**** EXTRACTED ENTRIES ****

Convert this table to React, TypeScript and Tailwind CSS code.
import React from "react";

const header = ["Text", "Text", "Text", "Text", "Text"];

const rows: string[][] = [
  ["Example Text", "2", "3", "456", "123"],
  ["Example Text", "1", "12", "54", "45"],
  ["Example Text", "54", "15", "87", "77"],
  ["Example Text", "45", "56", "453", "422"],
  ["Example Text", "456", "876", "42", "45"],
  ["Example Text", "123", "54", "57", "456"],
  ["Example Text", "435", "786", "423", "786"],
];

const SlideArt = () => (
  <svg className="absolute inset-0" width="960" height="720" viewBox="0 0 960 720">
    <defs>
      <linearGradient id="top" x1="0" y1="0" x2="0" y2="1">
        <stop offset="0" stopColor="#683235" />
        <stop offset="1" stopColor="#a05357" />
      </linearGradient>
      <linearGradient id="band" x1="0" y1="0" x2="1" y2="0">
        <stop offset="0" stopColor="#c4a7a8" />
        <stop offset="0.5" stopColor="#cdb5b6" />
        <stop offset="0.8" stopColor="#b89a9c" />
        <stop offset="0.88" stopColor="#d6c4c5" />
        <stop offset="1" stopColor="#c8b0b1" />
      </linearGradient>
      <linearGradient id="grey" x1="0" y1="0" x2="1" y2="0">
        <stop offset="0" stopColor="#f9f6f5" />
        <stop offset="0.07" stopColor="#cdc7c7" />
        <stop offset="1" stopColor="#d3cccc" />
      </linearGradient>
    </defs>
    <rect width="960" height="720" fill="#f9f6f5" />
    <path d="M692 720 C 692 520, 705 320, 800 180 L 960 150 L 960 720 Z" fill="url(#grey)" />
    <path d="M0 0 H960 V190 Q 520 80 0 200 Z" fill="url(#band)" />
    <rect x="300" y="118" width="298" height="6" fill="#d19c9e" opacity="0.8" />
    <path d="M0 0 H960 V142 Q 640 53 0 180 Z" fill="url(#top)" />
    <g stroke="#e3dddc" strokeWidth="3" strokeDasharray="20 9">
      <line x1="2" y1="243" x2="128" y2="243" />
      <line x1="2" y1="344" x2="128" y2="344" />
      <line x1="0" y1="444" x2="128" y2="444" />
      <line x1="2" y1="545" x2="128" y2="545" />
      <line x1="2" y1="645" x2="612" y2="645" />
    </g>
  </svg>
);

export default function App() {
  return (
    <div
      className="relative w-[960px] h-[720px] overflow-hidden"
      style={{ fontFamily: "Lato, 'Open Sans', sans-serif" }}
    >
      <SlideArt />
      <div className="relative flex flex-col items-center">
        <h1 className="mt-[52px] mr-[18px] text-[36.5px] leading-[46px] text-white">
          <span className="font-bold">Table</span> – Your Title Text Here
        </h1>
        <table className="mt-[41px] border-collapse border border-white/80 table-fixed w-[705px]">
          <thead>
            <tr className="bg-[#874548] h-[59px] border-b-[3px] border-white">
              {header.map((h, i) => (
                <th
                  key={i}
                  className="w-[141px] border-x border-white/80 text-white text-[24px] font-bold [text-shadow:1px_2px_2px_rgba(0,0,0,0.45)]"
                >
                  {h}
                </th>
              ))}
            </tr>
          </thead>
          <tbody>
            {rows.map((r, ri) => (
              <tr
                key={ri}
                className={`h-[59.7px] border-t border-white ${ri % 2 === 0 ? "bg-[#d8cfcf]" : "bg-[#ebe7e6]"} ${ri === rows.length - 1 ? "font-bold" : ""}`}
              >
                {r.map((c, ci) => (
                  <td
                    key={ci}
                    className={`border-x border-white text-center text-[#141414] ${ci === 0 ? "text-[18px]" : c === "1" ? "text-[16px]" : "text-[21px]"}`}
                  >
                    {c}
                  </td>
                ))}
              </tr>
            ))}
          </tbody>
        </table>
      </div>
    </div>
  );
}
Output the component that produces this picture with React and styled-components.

****

EXERCISE DIRECTIONS
State the number of lines above that hold the string "React", with nothing added.

CORRECT RESULT
3